# STATED TASK
Starting with the first line of the listing, quote each line exactly until and including the one with "import React from", leaving pictures out.
## Begin DATASET EXCERPT
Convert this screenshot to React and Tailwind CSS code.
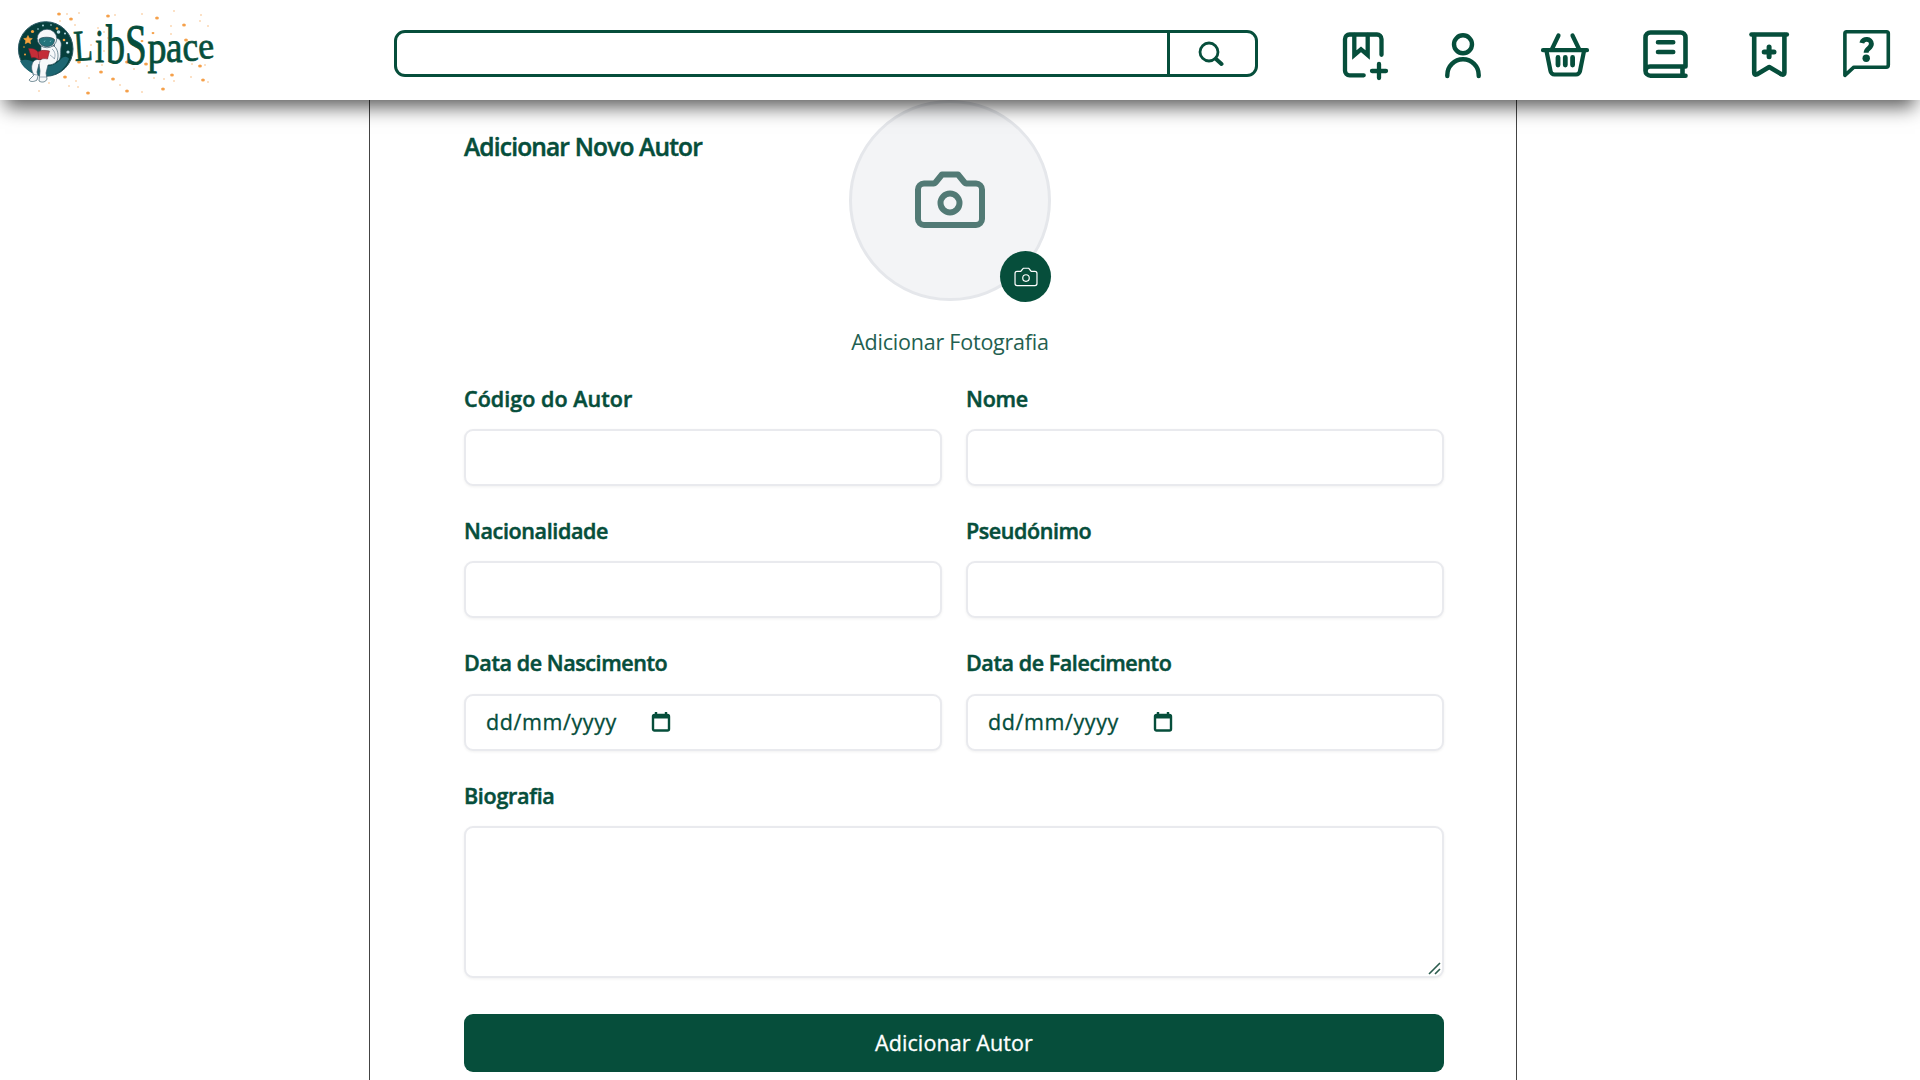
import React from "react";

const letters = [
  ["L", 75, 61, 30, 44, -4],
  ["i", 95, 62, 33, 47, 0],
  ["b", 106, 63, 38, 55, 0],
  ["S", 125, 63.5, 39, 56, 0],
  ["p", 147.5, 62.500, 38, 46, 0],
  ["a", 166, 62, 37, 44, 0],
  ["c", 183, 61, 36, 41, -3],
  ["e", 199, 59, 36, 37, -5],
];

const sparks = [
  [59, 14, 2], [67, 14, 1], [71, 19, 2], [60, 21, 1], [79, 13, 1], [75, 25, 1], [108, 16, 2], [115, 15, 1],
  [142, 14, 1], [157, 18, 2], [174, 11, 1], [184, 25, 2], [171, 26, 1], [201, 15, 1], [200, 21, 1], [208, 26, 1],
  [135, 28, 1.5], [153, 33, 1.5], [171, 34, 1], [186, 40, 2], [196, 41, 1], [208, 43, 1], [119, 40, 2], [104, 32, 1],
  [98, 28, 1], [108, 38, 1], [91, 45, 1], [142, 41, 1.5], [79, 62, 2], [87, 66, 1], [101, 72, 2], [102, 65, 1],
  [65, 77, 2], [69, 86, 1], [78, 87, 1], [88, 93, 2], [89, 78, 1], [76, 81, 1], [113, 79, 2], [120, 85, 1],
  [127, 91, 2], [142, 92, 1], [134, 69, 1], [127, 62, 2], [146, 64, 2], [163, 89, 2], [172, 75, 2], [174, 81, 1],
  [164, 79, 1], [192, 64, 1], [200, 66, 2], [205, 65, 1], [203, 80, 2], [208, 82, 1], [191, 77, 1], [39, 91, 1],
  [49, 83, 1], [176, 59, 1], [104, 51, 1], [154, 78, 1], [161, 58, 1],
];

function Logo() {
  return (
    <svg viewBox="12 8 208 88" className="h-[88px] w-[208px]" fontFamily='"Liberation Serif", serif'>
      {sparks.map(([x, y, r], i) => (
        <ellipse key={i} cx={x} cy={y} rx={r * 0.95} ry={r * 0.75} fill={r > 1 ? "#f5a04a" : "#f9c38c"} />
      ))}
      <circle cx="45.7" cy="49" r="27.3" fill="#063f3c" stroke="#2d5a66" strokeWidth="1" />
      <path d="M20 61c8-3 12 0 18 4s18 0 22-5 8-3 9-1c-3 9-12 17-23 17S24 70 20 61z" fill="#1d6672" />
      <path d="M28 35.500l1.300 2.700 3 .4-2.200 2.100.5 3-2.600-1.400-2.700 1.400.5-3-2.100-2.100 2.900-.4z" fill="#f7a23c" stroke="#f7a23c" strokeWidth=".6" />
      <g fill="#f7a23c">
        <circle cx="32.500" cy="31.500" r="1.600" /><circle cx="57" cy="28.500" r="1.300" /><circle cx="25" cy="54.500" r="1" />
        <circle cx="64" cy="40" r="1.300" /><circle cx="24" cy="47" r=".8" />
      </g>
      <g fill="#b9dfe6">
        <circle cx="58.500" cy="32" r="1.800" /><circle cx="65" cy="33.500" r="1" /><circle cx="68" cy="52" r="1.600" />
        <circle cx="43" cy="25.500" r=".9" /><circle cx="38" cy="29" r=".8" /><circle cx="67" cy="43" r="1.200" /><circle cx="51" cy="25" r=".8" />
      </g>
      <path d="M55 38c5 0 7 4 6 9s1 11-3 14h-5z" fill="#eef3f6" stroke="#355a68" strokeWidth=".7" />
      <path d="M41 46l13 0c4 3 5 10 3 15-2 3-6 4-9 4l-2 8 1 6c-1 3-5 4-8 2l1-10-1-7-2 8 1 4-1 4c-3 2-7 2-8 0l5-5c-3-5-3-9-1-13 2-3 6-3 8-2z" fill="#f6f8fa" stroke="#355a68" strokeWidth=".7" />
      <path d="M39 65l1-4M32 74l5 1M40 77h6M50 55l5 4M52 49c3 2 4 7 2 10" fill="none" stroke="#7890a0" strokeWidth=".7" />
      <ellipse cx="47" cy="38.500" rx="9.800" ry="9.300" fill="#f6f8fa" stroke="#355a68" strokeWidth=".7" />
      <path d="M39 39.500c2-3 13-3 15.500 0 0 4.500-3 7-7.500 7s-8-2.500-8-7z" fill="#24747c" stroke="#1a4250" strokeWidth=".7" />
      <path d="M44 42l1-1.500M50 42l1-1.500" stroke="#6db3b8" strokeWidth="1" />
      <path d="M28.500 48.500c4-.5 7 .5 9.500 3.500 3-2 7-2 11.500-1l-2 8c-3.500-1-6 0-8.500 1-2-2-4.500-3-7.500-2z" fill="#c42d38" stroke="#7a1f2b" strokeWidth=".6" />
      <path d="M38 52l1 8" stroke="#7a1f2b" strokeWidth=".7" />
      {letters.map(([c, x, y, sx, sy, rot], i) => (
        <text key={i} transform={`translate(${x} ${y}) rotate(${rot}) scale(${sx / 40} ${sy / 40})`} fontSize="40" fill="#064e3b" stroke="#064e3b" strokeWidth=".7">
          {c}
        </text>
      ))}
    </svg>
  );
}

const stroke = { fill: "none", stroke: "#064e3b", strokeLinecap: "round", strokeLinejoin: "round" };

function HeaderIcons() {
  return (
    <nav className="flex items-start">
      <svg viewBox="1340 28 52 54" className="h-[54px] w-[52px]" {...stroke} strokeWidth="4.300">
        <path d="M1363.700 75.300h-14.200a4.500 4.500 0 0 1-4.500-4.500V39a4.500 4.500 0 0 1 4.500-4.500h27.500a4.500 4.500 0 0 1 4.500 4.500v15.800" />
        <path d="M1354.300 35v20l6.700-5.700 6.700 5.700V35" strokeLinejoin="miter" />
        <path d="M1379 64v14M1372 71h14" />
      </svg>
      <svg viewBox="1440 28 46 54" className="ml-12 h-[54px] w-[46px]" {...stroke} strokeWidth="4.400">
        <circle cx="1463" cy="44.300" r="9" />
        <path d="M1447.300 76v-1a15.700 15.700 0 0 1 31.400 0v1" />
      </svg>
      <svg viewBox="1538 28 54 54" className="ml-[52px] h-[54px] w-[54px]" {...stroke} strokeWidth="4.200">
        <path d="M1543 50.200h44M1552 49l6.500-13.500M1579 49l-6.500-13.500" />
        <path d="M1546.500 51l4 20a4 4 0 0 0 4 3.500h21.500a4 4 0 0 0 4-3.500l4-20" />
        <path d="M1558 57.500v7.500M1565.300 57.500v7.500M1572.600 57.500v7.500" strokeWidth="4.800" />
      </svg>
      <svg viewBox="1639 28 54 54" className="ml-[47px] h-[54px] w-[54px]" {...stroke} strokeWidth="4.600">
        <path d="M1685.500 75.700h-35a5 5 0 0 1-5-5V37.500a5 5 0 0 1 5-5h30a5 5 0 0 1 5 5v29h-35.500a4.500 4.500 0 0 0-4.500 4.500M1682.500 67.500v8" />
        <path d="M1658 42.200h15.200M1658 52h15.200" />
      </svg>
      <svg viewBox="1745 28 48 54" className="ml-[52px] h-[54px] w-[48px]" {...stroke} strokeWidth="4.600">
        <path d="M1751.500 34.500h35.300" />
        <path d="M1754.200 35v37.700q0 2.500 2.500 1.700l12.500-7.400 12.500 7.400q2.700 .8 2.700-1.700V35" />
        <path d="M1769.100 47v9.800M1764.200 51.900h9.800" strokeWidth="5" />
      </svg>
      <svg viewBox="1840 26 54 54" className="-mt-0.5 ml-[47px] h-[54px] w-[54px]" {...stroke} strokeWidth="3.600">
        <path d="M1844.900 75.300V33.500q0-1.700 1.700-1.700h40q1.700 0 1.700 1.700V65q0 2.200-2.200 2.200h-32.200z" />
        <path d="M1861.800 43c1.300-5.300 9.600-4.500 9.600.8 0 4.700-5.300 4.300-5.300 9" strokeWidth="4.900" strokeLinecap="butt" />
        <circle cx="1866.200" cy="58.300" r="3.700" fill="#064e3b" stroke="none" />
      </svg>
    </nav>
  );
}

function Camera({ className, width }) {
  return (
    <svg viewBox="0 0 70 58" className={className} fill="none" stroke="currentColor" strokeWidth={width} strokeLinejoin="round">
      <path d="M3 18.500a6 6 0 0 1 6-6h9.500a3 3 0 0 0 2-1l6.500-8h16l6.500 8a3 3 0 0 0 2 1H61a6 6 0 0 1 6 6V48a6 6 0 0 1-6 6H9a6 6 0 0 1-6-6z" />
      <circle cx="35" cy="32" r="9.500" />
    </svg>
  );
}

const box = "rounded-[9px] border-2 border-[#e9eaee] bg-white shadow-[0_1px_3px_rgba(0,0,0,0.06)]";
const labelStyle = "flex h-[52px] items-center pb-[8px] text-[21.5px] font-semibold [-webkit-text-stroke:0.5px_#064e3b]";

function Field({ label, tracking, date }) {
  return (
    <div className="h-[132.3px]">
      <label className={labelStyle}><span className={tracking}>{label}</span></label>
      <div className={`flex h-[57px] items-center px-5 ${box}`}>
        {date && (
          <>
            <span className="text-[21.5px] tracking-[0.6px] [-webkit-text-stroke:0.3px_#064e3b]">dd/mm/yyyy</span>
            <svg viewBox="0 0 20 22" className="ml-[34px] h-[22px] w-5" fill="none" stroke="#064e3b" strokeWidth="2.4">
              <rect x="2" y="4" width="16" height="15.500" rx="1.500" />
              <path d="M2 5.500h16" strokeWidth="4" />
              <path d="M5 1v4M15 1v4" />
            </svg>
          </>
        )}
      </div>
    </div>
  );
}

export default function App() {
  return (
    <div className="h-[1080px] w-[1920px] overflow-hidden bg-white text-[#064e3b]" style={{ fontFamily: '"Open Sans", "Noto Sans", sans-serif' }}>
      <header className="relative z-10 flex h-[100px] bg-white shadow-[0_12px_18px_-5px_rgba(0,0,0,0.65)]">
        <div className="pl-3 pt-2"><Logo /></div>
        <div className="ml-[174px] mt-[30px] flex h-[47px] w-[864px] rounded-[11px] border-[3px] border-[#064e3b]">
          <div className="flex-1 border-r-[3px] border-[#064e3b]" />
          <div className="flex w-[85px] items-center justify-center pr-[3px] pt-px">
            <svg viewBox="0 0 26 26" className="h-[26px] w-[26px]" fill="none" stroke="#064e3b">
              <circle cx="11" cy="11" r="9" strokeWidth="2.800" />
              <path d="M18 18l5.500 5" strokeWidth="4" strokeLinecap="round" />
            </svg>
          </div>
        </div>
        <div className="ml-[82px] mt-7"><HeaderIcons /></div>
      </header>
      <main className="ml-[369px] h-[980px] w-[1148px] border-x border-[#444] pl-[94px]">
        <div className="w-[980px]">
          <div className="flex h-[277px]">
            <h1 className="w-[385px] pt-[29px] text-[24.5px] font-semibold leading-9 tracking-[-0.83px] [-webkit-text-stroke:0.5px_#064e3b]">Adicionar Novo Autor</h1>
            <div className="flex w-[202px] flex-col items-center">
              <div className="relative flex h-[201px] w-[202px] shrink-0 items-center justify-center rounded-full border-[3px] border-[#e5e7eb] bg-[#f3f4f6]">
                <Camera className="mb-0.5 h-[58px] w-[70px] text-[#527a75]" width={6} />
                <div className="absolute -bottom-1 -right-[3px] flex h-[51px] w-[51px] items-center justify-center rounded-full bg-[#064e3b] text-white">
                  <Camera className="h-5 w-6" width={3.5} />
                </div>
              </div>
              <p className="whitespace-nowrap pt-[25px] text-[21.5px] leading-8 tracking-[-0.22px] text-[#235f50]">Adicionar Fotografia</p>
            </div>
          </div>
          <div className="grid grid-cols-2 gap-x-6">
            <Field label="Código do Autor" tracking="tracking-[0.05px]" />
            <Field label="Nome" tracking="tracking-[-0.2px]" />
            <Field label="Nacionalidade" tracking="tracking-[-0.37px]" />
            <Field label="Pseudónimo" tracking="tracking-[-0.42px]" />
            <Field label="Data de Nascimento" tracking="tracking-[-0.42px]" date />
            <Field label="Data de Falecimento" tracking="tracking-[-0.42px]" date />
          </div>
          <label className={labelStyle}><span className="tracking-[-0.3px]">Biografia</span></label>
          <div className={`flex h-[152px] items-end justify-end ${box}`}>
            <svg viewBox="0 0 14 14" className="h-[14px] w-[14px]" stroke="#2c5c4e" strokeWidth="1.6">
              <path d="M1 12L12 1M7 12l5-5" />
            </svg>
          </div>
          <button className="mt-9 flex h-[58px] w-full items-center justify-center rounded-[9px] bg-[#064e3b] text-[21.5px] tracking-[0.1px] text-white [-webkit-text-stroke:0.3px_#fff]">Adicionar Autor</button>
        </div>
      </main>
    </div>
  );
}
## End DATASET EXCERPT
# OUTPUT FOR THIS EXERCISE
Convert this screenshot to React and Tailwind CSS code.
import React from "react";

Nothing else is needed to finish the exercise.